A month ago I started keto again, and I've started to notice that some keto-
friendly foods still give me some kind of physical discomfort, like bloating
and other digestive issues. I've never been diagnosed with anything, but I
wanted to get rid of everything that may cause gut discomfort, since many
scientists espouse the idea that mental health is directly correlated to gut
health and the main purpose is to understand if I can function better.

So I got rid of:

* all FODMAPs ([https://en.wikipedia.org/wiki/FODMAP](https://en.wikipedia.org/wiki/FODMAP)), recommended against for all IBS sufferers

* all sweet stuff, especially fruit

* foods containing histamines ([http://www.histamineintolerance.org.uk/about/the-food-diary/...](http://www.histamineintolerance.org.uk/about/the-food-diary/the-food-list))

This list is mostly experimental: on keto diet I feel myself shrinking down
(i.e. the opposite of bloating), and it helped me to see the real effect of
some kind of foods that I've always eaten but I've never been able to see the
real effect they have on my body.

Anyway, this restriction doesn't leave very much, but I mostly live on
unprocessed meat, eggs, butter, zucchini, bell peppers, olives (technically
containing histamines but whatever), good quality cheese, some cream.

It's an interesting ride, not very scientific but I'm not trying to write a
paper here, I'm just trying to eat what my body likes and avoid what my body
doesn't handle well.

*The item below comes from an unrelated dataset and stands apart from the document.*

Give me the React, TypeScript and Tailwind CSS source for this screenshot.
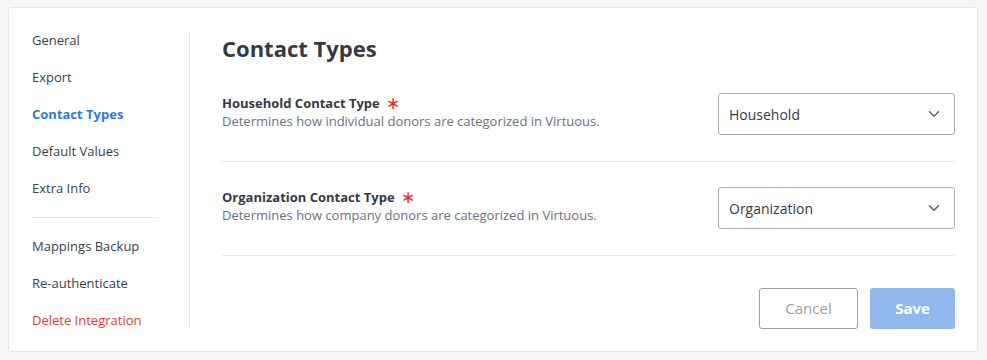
import React from 'react';
import { ChevronDown } from 'lucide-react';

const NAV_TOP = ['General', 'Export', 'Contact Types', 'Default Values', 'Extra Info'];
const NAV_BOTTOM = ['Mappings Backup', 'Re-authenticate'];

const FIELDS = [
  {
    label: 'Household Contact Type',
    desc: 'Determines how individual donors are categorized in Virtuous.',
    value: 'Household',
  },
  {
    label: 'Organization Contact Type',
    desc: 'Determines how company donors are categorized in Virtuous.',
    value: 'Organization',
  },
];

const App: React.FC = () => {
  return (
    <div
      className="min-h-[360px] bg-[#f5f6f8] pt-[7px] pl-[8px] pr-[9px] pb-[8px]"
      style={{ fontFamily: '"Open Sans", sans-serif' }}
    >
      <div className="flex h-[345px] rounded-[3px] border border-[#e4e6ea] bg-white">
        {/* Sidebar */}
        <div className="w-[180px] shrink-0 pl-[23px] pr-[31px] pt-[14px]">
          <nav className="flex flex-col">
            {NAV_TOP.map((item) => (
              <div
                key={item}
                className={`h-[37px] flex items-center text-[13px] ${
                  item === 'Contact Types' ? 'font-bold text-[#2f7ad8]' : 'text-[#3a3f47]'
                }`}
              >
                {item}
              </div>
            ))}
          </nav>
          <div className="my-[10px] h-px bg-[#e5e7ea]" />
          <nav className="flex flex-col">
            {NAV_BOTTOM.map((item) => (
              <div key={item} className="h-[37px] flex items-center text-[13px] text-[#3a3f47]">
                {item}
              </div>
            ))}
            <div className="h-[37px] flex items-center text-[13px] text-[#d8423a]">Delete Integration</div>
          </nav>
        </div>

        {/* Divider */}
        <div className="mt-[24px] h-[297px] w-px bg-[#e5e7ea]" />

        {/* Main */}
        <div className="flex-1 pl-[32px] pr-[22px] pt-[26px]">
          <h1 className="text-[22px] font-bold leading-[28px] text-[#333a44]">Contact Types</h1>
          <div className="mt-[31px]">
            {FIELDS.map((f, i) => (
              <div
                key={f.label}
                className={`flex items-start border-b border-[#e7e9ec] pb-[26px] ${i === 0 ? 'pt-0' : 'pt-[25px]'}`}
              >
                <div className="flex-1 pt-[1px]">
                  <div className="flex items-center text-[13px] font-bold leading-[18px] text-[#333a44]">
                    {f.label}
                    <span className="ml-[6px] text-[17px] font-normal leading-[18px] text-[#d8342c]">∗</span>
                  </div>
                  <div className="text-[13px] leading-[18px] text-[#6b7280]">{f.desc}</div>
                </div>
                <div className="flex h-[42px] w-[237px] items-center justify-between rounded-[3px] border border-[#a9aeb5] pl-[10px] pr-[11px] text-[14px] text-[#333a44]">
                  {f.value}
                  <ChevronDown size={18} strokeWidth={2} className="text-[#5b616a]" />
                </div>
              </div>
            ))}
          </div>
          <div className="mt-[32px] flex justify-end gap-[12px]">
            <button className="h-[41px] w-[99px] rounded-[3px] border border-[#9aa0a7] bg-white text-[15px] text-[#9aa0a7]">
              Cancel
            </button>
            <button className="h-[41px] w-[85px] rounded-[3px] bg-[#90b8ec] text-[15px] font-bold text-white">
              Save
            </button>
          </div>
        </div>
      </div>
    </div>
  );
};

export default App;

And as an anecdote, yesterday, I ate onions again after 2
weeks of restriction, a vegetable I've probably eaten once a day for all my
life, and I instantly felt like I was exploding from the inside. How haven't I
noticed till now?

Some seem to joke that cutting out food groups is the reason for food
intolerance: you are fine all your life, you get in the no gluten craziness
and now you can actually feel sick when you reintroduce it in your diet. It's
funny and it's also partly true: I could eat anything without any problem and
now I feel measurably different on a lot of different nutrients.

Nutrition is rocket science.

------
jimsojim
For productivity, I try to practice intense focus. I use small hacks/tips to
keep me from getting distracted- such as, closing all the tabs. Chiefly, I
just try to build this mental image of myself of being someone with
exceptional focus. It helps me keep going (or just get started for the day).
Basically, self-reinforcement. And, whenever I feel out of mood or jaded I
just take a break, goof around, listen to minimalist electronic music
(deadmau5 style^^). This helps me relax and refocus my brain on my stuff.

So tldr: Practice Focus and make sure you're goofing around/having fun when
you're jaded/not in the mood. With practice you'd be able to have a good
control over your mood and emotional state.

------
Vendan
Personally, I tend to "start" working, then all of a sudden stop to do
something else. It's not on purpose or anything, it just happens. I've started
"stopping" myself when it happens, and trying to identify why I don't feel
like working, and built up a profile of things that I seem to want in order to
work. For me, it's:

\- Dual monitors \- Good music \- Actual mouse

For the longest time, I was just never able to work on a laptop, until I
realized that the problem was screen real estate and an actual mouse.

------
dmfdmf
I think routine is important. If you launch the same routine before sitting
down to get to work then you can use the routine to get rolling even if you
don't actually feel like. Also, the mind is inherently lazy. (Unfortunately
"lazy" is the closest word we have, but it does not capture the emotion/state
of dismotivation). In any case, you have to consciously choose to focus and
ignore any self-generated distractions (I should check my email again) or
false fatigue that will fade in 5 minutes once you start working.

------
teaneedz
For me, I drink tea. Sometimes I just need a change in scenery - I'll jump on
the bike, explore a different route, treat myself to something special and dig
in to whatever project is on my plate. As long as I have WiFi, I'm good. I
find the local library conducive to finding the right mental state.

------
benlaud
I would pick a very small sub-project. Just for jun and it should be very
small. May be just write an article to explain something. It make me feel
achieved something and get into mood.

------
sova
Na man you need to go on more walks.

Coding doesn't happen at a kiosk.

------
sova
addendum: yerba maté